When I was a young teenager I had a really bad friend. I thought she was nice, but she was really a gossip. She would listen to all my personal stories, distort them, and tell them to our other friends. It turned out that none of my fiends were nice that year. Universe, thank you for this ‘friend’
I had a boyfriend once, who cheated on me. While I kind of knew it, I never flat out caught him and I let it go on for longer than I should’ve. Universe, I appreciate you throwing this sleaze my way.
Once, I had a professor who tried to hold his students back from really growing. He supported and encouraged us, but when we showed growth and understanding, when we got to that brink of really taking off, he nit picked, micromanaged and subtly belittled our work to satisfy his own ego as the most knowledgable. Universe, I really thank you for this guy!
Like everyone else, I experience adversity. Some know it more often, some less. I find my encounters with strife and discomfort fewer and further in between as I continue on my spiritual journey, however, I have noticed it bothers me more and more each time. As I have become better at finding what feels right to me and trying to follow that path, when I do encounter situations in my life that make me feel stuck and frustrated or down right angry and depressed, it’s a bit of a shock. As opposed to my younger, years when I felt a little bit miserable all of the time, I was in a sense used to it, now this discomfort is almost unbearable. Sometimes I’m so taken aback, it feels like the floor has dropped out beneath me and I can’t see where to go to next.

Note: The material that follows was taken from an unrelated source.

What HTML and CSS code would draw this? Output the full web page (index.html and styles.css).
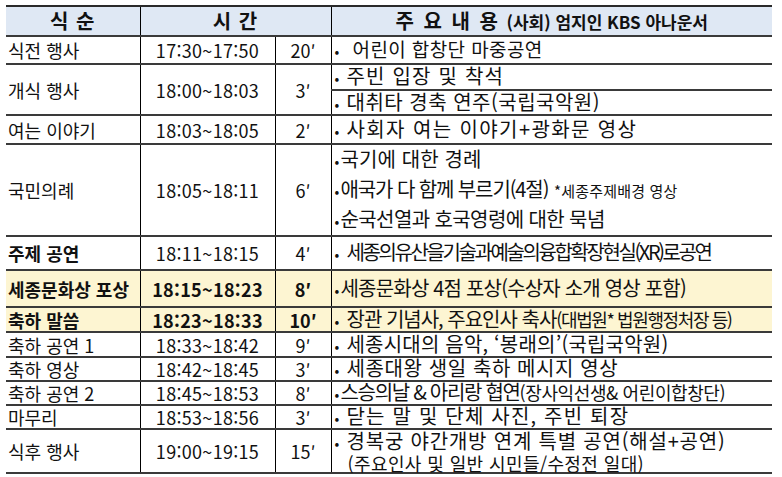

I’ve come to really appreciate these moments of discomfort. Once I have passed them and am able see what they have brought me, once the emotion of it has left me, I dare say, I love them. Am I sadistic? No. The truth is, that in all these moments, there is a lesson and an opportunity for growth. It's an opportunity to, as Abraham Hicks often says, ‘know what you don’t want, so that you can know what you do want.’ We’ve all experienced this. It's sort of like not knowing what color to paint your room when you have two choices. So you put one color up on the wall and say, ‘Oh, no, that’s not it!’ and quickly change it to the other.
Sometimes we don’t realize that we’ve felt bad enough about ourselves to befriended a two faced gossip. Sometimes you don’t realize you don’t have to wait until that sleazy guy gets caught cheating (or that you should’ve trusted you first gut response in the first place). And sometimes you don’t see the people holding you back until you become so frustrated with the situation that you break free and soar. When the full scope of the situation hits us, when you are so uncomfortable you can’t stand for any more, you can say, ‘No. That will not do. I need better friends. I am worthy of more. I will find support and encouragement. I don’t need this.”
It’s the presence of duality in our lives. To have great exponential joy and growth, sometimes you have to experience the other end of it, as uncomfortable as it is. This is tied to our soul’s learning and growth. Our soul’s need and desire to understand all that is, be it what we perceive as positive or negative experiences. The truth is, there is no ‘good’ or ‘bad’ experiences, there are only experiences, and they all help us to expand and grow. It's only in our physicality, in our reactive and emotional states that we see an experience as good or bad. On a soul level, they are all positive because they bring experience, knowledge and if we seize the opportunity, growth and expansion. Furthermore, I would even go so far to say that with this understanding and a bit of patience and practice, we may even view these so-called ‘negative’ experiences and good things as they happen. If you can readily identify the positive or learning aspect, the thing about that lesson that will fundamentally change you for the better, as it is happening, you can move through that transition much faster and maybe even with a bit of joy. Joy in knowing you will be better, more complete, and not have to replay that experience again because you are learning about yourself from it. If you can say, ‘I know this guy is cheating on me.’ and instead of waiting to definitively catch him and feel betrayed and hurt, you can say, ‘What was I thinking, I deserve better than this’. If you can appreciate that the situation is showing you how you had been feeling about yourself to even enter into this scenario, you can come out the other side much quicker.
It is in this way that I have begun to appreciate those moments of discomfort and strife, as awful as they may feel at the moment, and say ‘Dear Universe, thank you for all the jerks in my life!” With much love, I wish that you, reader, may you also be blessed with many jerks showing you the way to your truer, happier, more fulfilled self as well.